EXERCISE OBJECTIVE
Go through the entries below and copy each line containing the word "page".

RAW DATA
■ ■ ■ ■
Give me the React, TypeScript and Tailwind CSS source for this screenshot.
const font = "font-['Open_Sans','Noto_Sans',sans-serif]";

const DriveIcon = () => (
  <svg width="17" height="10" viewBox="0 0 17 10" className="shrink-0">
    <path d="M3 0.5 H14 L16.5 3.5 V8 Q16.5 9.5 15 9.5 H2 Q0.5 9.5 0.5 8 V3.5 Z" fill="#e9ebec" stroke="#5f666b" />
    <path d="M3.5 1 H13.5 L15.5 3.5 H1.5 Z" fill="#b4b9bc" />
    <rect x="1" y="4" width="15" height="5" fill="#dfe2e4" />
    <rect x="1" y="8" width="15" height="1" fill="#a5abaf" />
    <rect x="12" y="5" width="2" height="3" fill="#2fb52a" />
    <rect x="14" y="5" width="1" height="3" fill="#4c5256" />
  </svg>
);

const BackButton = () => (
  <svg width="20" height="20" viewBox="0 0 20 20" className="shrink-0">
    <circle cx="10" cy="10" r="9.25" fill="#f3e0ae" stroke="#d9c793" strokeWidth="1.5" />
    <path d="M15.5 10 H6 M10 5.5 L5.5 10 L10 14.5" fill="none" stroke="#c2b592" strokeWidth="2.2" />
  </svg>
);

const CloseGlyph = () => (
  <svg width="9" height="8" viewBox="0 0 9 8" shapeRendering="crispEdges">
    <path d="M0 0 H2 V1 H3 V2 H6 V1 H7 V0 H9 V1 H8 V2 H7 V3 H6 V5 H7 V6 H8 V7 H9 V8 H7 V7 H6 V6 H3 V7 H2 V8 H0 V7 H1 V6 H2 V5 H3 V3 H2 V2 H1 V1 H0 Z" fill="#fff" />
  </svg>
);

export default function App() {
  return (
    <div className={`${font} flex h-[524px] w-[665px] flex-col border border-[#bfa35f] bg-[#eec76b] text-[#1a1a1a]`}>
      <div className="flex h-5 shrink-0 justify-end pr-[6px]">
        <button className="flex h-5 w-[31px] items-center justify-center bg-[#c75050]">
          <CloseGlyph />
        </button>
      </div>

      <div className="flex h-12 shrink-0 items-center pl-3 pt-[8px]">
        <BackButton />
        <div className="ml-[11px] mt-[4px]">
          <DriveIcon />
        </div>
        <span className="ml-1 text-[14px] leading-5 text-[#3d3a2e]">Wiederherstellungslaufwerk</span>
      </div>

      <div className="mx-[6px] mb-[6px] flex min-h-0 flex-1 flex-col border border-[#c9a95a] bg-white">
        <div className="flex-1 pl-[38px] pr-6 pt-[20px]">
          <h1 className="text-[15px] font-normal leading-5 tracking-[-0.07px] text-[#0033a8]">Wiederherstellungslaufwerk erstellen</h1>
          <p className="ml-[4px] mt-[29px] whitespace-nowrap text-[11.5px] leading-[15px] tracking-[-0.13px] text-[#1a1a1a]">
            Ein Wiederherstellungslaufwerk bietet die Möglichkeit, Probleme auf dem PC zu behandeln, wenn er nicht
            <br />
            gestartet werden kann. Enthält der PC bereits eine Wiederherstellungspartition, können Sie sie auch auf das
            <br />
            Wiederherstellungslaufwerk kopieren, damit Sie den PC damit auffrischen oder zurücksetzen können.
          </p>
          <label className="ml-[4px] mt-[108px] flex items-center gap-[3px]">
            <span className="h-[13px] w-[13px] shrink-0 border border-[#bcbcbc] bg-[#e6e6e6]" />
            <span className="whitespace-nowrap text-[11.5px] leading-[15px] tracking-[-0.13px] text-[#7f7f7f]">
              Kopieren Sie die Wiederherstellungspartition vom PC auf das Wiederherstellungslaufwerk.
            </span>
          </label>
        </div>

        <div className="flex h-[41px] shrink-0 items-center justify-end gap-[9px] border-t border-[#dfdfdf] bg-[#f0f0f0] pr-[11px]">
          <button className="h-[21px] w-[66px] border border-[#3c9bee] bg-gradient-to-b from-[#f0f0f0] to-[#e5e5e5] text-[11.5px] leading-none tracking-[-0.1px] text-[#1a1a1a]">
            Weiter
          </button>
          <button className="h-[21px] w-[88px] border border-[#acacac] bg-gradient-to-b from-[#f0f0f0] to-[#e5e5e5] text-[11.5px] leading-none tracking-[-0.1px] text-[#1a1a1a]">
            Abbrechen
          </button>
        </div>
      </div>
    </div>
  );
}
■ ■ ■ ■
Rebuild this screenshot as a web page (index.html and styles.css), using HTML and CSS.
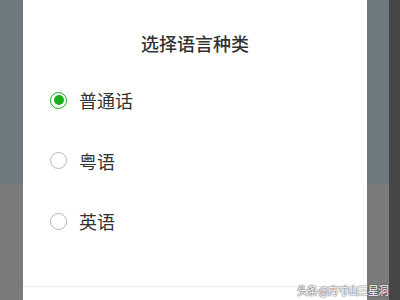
■ ■ ■ ■
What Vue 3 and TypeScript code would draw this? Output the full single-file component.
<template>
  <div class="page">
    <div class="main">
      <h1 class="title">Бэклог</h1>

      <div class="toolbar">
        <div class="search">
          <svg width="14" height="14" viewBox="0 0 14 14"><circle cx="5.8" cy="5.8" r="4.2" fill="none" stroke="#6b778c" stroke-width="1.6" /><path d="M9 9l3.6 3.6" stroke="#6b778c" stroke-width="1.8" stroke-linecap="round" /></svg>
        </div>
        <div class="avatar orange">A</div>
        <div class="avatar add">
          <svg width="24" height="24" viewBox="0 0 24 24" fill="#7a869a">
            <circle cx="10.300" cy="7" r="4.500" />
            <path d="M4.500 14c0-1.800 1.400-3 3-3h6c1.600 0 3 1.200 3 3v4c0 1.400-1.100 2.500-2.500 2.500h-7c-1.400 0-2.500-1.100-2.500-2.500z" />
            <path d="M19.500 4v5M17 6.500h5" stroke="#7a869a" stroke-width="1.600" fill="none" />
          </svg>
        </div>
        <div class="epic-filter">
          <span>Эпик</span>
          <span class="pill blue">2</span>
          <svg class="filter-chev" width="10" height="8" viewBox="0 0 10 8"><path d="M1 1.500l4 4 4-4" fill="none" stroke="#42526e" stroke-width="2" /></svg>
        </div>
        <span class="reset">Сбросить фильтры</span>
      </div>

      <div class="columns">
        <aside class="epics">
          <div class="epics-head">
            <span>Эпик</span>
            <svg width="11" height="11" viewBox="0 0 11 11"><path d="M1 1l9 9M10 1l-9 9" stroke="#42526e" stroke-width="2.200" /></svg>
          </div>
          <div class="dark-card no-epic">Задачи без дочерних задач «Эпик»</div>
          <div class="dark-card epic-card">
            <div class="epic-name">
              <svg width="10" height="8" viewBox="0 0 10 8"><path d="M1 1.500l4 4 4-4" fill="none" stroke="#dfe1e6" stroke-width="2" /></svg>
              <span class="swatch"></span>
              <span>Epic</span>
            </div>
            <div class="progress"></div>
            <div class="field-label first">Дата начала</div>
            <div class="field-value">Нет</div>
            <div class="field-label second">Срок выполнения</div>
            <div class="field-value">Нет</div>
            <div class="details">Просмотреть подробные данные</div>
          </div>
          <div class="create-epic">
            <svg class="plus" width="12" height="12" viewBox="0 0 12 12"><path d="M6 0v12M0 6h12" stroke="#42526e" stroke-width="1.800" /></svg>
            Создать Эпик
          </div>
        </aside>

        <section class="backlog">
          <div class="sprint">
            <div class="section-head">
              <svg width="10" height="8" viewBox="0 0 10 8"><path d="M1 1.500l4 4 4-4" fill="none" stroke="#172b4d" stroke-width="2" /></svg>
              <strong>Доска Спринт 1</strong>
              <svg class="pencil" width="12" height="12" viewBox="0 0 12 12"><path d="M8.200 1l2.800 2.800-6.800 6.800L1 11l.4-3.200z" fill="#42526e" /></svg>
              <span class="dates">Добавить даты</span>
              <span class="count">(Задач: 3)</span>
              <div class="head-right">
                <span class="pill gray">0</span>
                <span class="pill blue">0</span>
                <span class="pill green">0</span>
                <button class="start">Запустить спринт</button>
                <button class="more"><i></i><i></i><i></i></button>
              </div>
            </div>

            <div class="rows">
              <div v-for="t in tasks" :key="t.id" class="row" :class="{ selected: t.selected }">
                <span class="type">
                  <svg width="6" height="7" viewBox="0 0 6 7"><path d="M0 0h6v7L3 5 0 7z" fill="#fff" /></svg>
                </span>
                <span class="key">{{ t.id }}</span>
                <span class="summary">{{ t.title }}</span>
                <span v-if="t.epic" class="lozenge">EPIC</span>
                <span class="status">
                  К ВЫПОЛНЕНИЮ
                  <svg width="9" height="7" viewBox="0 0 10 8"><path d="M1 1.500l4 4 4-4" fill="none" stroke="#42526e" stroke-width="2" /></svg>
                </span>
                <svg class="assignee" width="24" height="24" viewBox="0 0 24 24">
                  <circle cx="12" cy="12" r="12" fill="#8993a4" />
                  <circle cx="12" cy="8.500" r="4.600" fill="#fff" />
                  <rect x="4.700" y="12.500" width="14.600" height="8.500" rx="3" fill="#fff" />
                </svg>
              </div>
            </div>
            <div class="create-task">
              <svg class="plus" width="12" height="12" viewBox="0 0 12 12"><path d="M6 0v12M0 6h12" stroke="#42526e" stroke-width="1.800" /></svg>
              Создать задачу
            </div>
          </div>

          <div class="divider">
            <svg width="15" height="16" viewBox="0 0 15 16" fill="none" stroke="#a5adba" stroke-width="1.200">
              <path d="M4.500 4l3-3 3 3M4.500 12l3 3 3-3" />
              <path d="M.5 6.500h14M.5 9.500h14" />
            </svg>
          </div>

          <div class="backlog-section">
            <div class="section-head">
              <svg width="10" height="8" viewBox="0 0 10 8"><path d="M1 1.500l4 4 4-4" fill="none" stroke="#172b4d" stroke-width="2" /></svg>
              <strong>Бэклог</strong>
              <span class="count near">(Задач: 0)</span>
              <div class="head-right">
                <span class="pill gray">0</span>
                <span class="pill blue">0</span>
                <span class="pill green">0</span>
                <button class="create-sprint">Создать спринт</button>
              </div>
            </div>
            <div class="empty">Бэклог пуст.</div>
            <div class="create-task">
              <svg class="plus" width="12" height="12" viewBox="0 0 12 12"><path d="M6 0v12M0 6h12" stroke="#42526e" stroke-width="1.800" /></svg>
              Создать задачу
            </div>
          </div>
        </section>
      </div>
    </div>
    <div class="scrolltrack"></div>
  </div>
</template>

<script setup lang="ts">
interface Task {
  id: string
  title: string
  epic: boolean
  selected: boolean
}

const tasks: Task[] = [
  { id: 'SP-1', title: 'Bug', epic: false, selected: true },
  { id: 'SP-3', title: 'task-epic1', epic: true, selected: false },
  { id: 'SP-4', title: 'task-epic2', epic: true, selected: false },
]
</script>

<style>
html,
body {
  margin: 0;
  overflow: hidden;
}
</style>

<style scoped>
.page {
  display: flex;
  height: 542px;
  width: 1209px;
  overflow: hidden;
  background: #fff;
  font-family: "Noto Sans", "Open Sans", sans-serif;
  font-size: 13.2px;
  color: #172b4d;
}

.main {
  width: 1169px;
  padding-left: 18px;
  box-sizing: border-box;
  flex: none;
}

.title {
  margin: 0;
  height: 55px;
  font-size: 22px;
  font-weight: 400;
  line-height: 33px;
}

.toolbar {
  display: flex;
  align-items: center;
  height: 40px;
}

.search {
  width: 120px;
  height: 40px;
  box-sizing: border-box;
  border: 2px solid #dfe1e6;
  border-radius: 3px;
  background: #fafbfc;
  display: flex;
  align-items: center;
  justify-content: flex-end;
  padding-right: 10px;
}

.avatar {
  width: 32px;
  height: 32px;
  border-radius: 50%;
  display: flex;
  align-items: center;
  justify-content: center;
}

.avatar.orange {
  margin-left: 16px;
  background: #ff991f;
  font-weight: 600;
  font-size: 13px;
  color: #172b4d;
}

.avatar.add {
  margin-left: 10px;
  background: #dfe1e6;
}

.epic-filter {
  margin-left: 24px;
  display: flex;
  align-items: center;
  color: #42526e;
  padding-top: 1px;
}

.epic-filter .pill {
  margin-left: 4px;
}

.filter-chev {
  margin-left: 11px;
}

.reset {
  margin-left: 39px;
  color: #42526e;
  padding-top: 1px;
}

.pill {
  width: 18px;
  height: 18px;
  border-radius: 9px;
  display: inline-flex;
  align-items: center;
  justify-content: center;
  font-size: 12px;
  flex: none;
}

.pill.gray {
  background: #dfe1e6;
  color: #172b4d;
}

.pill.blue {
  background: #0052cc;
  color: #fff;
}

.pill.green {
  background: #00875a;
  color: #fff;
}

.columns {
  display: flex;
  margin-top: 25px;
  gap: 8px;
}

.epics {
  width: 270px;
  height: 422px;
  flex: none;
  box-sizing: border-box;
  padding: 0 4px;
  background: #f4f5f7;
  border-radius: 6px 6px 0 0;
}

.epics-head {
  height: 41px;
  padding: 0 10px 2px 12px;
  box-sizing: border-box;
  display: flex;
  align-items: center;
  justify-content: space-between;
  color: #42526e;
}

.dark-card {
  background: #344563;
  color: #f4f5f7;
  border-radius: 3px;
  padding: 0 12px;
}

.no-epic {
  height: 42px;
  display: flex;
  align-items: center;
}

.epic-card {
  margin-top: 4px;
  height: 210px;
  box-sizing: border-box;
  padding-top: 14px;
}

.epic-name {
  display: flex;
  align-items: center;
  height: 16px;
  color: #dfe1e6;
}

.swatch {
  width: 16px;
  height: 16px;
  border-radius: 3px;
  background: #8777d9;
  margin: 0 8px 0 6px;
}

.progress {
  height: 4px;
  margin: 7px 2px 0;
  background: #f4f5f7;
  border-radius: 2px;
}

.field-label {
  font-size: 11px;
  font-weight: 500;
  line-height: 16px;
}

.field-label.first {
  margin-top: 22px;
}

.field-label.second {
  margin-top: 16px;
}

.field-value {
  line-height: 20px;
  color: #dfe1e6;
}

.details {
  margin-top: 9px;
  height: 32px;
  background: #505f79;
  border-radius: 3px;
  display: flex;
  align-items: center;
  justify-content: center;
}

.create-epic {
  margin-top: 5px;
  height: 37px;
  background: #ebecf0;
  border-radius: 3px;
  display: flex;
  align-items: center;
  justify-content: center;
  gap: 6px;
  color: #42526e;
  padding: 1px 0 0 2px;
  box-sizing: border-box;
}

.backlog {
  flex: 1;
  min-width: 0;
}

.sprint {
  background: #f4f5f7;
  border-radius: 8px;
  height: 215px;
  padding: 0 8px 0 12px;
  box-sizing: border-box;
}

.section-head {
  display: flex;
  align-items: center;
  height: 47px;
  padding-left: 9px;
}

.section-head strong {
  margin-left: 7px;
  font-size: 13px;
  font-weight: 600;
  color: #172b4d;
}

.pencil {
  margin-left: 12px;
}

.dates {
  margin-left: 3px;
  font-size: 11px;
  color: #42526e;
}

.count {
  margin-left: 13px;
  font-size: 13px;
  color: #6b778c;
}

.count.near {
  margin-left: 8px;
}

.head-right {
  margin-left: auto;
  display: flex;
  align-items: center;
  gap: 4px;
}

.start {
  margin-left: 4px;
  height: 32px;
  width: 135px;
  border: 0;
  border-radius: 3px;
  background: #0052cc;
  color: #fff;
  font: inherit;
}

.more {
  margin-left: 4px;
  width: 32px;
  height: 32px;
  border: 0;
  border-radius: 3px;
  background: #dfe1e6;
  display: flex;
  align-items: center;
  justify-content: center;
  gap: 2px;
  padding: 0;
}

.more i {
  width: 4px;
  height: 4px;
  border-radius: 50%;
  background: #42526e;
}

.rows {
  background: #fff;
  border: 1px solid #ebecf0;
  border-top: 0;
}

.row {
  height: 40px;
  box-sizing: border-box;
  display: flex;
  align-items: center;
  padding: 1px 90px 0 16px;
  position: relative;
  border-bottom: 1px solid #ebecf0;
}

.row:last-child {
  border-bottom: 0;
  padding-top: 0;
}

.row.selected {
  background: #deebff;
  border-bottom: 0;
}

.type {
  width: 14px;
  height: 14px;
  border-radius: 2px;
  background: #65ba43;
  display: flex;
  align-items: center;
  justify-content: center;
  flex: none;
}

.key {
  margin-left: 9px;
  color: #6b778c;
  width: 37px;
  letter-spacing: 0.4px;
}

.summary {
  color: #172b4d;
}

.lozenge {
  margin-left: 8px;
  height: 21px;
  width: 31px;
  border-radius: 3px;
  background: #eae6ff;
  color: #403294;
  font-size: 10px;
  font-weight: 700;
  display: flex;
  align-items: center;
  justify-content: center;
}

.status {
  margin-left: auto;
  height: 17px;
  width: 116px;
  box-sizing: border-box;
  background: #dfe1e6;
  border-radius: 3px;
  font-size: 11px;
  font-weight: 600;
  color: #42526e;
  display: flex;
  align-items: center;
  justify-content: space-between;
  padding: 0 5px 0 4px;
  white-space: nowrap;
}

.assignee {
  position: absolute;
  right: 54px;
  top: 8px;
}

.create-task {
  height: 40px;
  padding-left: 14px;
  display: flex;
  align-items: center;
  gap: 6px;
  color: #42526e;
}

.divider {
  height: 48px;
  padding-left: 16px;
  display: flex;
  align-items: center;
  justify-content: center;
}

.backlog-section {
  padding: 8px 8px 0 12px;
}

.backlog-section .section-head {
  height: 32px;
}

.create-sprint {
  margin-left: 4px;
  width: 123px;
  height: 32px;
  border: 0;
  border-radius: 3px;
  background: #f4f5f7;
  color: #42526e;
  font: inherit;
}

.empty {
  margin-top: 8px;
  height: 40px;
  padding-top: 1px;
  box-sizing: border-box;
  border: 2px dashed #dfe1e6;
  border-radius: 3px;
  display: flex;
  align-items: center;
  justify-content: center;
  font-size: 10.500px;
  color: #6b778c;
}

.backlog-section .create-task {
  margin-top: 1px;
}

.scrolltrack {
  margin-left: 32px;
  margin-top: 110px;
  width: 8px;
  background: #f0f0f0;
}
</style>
■ ■ ■ ■
TASK ANSWER
Rebuild this screenshot as a web page (index.html and styles.css), using HTML and CSS.
  <div class="page">
.page {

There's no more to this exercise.